-- Start PROVIDED DATA --

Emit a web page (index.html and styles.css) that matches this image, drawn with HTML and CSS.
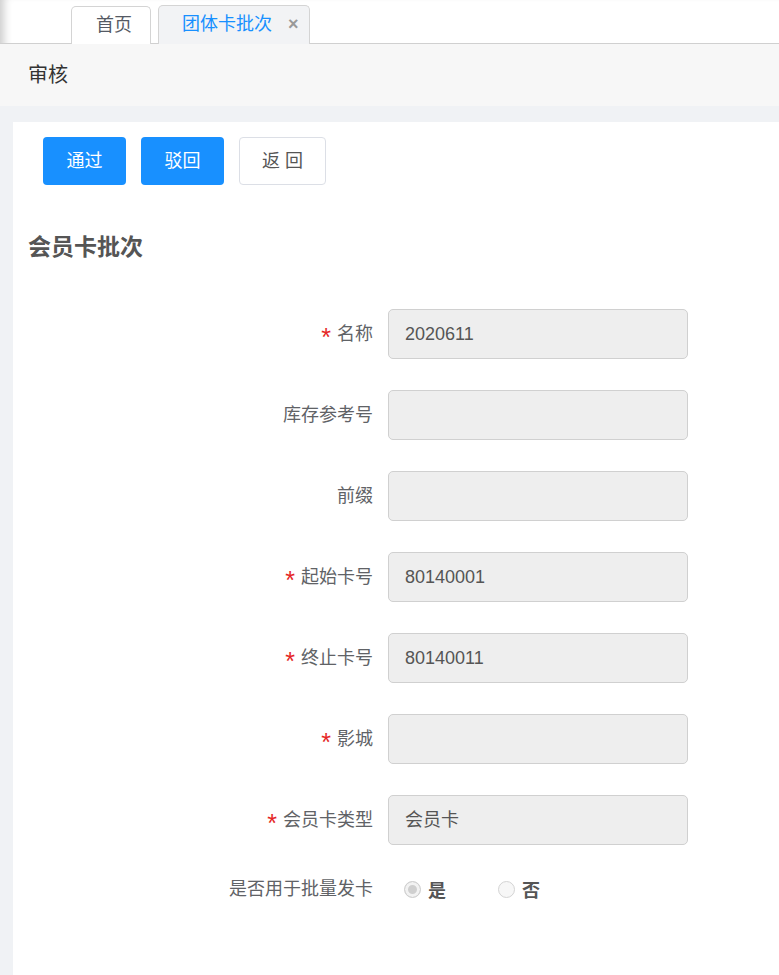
FILE: index.html
```html
<html>
    <head>
        <meta charset="utf-8">
        <link rel="stylesheet" href="styles.css">
        <title>团体卡批次</title>
    </head>
    <body>
        <div class="app">
            <div class="tabs">
                <a class="tab">首页</a>
                <a class="tab active">团体卡批次<span class="close">&times;</span></a>
            </div>
            <div class="pageHeader">审核</div>
            <div class="main">
                <div class="panel">
                    <div class="actions">
                        <a class="btn primary">通过</a>
                        <a class="btn primary">驳回</a>
                        <a class="btn plain">返 回</a>
                    </div>
                    <h2 class="sectionTitle">会员卡批次</h2>
                    <div class="form">
                        <label class="label"><span class="req">*</span>名称</label>
                        <div class="field">2020611</div>

                        <label class="label">库存参考号</label>
                        <div class="field"></div>

                        <label class="label">前缀</label>
                        <div class="field"></div>

                        <label class="label"><span class="req">*</span>起始卡号</label>
                        <div class="field">80140001</div>

                        <label class="label"><span class="req">*</span>终止卡号</label>
                        <div class="field">80140011</div>

                        <label class="label"><span class="req">*</span>影城</label>
                        <div class="field"></div>

                        <label class="label"><span class="req">*</span>会员卡类型</label>
                        <div class="field">会员卡</div>

                        <label class="label radioLabel">是否用于批量发卡</label>
                        <div class="radios">
                            <span class="radio checked"><i></i>是</span>
                            <span class="radio"><i></i>否</span>
                        </div>
                    </div>
                </div>
            </div>
        </div>
    </body>
</html>
```

FILE: styles.css
```css
html, body {margin: 0; padding: 0; height: 100%;}
body {font-family: "Liberation Sans", "Noto Sans CJK SC", sans-serif; background: #fff; color: #606266;}

.app {min-height: 100%; display: flex; flex-direction: column; box-shadow: inset 10px 0 8px -6px rgba(0,0,0,0.2);}

/* tab strip */
.tabs {height: 43px; display: flex; align-items: flex-end; gap: 7px; padding-left: 71px; border-bottom: 1px solid #d0d0d0;}
.tab {
    height: 37px; line-height: 36px; padding: 0 18px 0 24px;
    border: 1px solid #d4d4d4; border-bottom: none; border-radius: 5px 5px 0 0;
    font-size: 18px; color: #555a64; background: #fff; margin-bottom: -1px;
}
.tab.active {color: #1890ff; background: #f2f3f5; height: 38px; padding: 0 10px 0 23px;}
.tab .close {color: #999; font-weight: bold; font-size: 18px; margin-left: 16px;}

.pageHeader {height: 62px; line-height: 62px; background: #f7f7f7; padding-left: 28px; font-size: 20px; color: #333;}

.main {flex: 1; background: #f0f2f5; padding: 16px 0 0 13px; display: flex;}
.panel {flex: 1; background: #fff; padding: 15px 15px 40px;}

.actions {display: flex; gap: 15px; padding-left: 15px;}
.btn {height: 48px; line-height: 48px; border-radius: 4px; text-align: center; font-size: 18px; box-sizing: border-box;}
.btn.primary {width: 83px; background: #1890ff; color: #fff;}
.btn.plain {width: 87px; border: 1px solid #dcdfe6; line-height: 46px; color: #555;}

.sectionTitle {margin: 47px 0 0; font-size: 23px; line-height: 30px; font-weight: bold; color: #555;}

.form {margin-top: 47px; display: grid; grid-template-columns: 345px 300px; column-gap: 15px; row-gap: 31px; align-items: center;}
.label {display: flex; justify-content: flex-end; align-items: center; font-size: 18px; line-height: 26px; color: #606266;}
.req {color: #e52727; font-size: 25px; line-height: 25px; margin-right: 6px; transform: translateY(3px);}
.field {
    height: 50px; line-height: 48px; box-sizing: border-box; padding-left: 16px;
    background: #eeeeee; border: 1px solid #d0d0d0; border-radius: 5px;
    font-size: 18px; color: #555;
}

.radios {display: flex; align-items: center; padding-left: 16px; height: 26px; font-size: 18px; font-weight: bold; color: #555;}
.radio {display: flex; align-items: center; gap: 7px; margin-right: 52px;}
.radio i {width: 15px; height: 15px; border: 1px solid #d4d4d4; border-radius: 50%; background: #f7f7f7; display: inline-block;}
.radio.checked i {background: #cfcfcf; box-shadow: inset 0 0 0 3px #f2f2f2; border-color: #d0d0d0;}
```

-- End PROVIDED DATA --

GIVEN PROBLEM:
Each line above that includes "index" should be shown.

FULL ANSWER:
Emit a web page (index.html and styles.css) that matches this image, drawn with HTML and CSS.
FILE: index.html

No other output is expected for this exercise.